Make Data Work for You with These Top Data Mining Tools and Techniques

Read original article here

Make Data Work for You with These Top Data Mining Tools and Techniques
Insights
Make Data Work for You with These Top Data Mining Tools and Techniques
Nov 22, 2022
Share
Share
With everything going computerized and digital, the amount of data generated by us is humongous. Organizations collectively spend billions of dollars to just store and analyze this data. They make efforts to drive valuable business insights from this data using data mining.
Data Mining is the process of discovering hidden patterns in a pile of big data. Business executives use these emerging patterns to make informed business strategy decisions. Data mining is not a new concept. But with technology's progression, the way we collect, organize, store, and analyze data has evolved. Newer tools and techniques have made the life of a data scientist a lot easier.
The key to becoming an expert data scientist is mastering the data mining tools and techniques you will need to deal with the huge volume of data and produce useful outputs from it. The following are the top techniques to begin with.
Data Mining Techniques
Data mining is a process of extracting knowledgeable and actionable insights from the available data. Here are a few techniques that your data science team can use from time to time.
1. Classification
Classification is one of the simplest data mining techniques that enable you to extract knowledge from data. It is a supervised learning technique. In classification, we start with different data points that are put into one of the predefined categories depending on their features.
A good classification example would be a modern email management system like Gmail. There are different categories of emails – primary, updates, promotions, forum, and spam.
These five are predefined categories. Once a new email arrives, it is put into one of these as per its similarity with a category.
Methods of classification –
Naïve Bayes – This technique uses the Bayes theorem of Probability and past data to make classification predictions.

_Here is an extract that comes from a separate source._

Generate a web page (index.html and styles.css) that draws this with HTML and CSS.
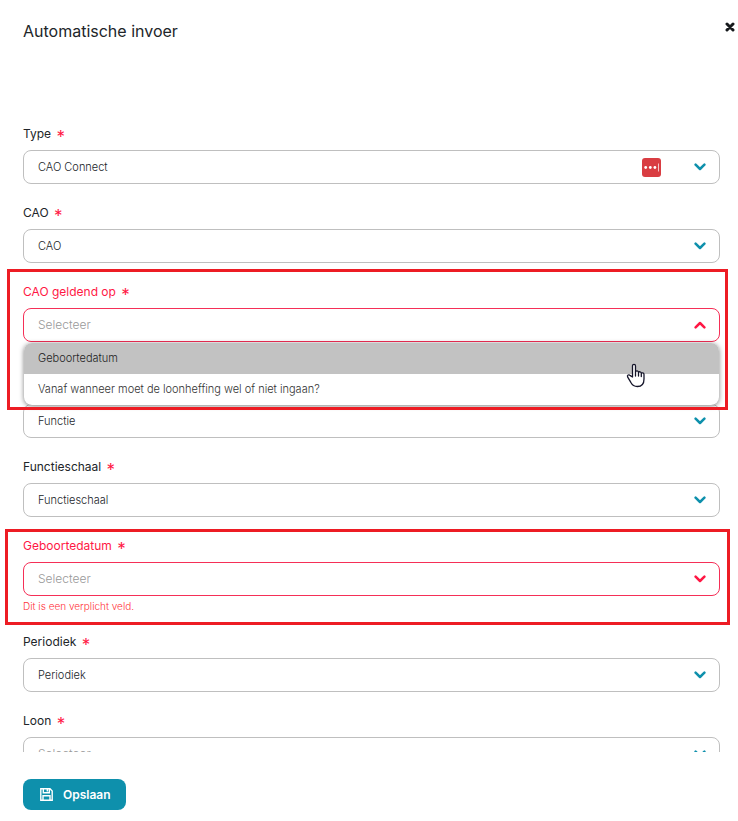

Logistic Regression – Logistic regression uses the log function to give the probability of a data point belonging to a certain category. So, in an email management system, logistic regression will give you probabilities of the email belonging to primary, updates, promotions, forums, or spam. The highest probability is taken as the prediction made by the machine learning model.
SVM (Support Vector Machines) – SVMs is a supervised learning approach that is usually used for classification purposes. A line/plane separating two different classes of data points is drawn in SVM classification.
Decision Trees – Decision trees are how we normally go about making different decisions in our day-to-day life. If a condition holds, we do this, otherwise, we do that. While classifying with decision trees we say – If a condition holds, this data point goes to this class otherwise it goes to that class.
KNN – KNN or K-nearest neighbors algorithm classifies a new object by calculating its nearest neighbors in terms of similar features. If more of its neighbors belong to class A, the new data point is also added to class A. A distance formula is used to calculate this similarity.
2. Clustering
Clustering is an unsupervised learning algorithm that helps you unravel hidden patterns in data and form clusters of data. This allows for better analysis and informed business decisions.
There are several techniques of data clustering that you can use.
Centroid-based clustering – Centroid-based clustering algorithms organize data into non-hierarchical data clusters around different centroid points. Such algorithms are sensitive to outliers and initial conditions. Still, they are efficient and widely used by big data practitioners.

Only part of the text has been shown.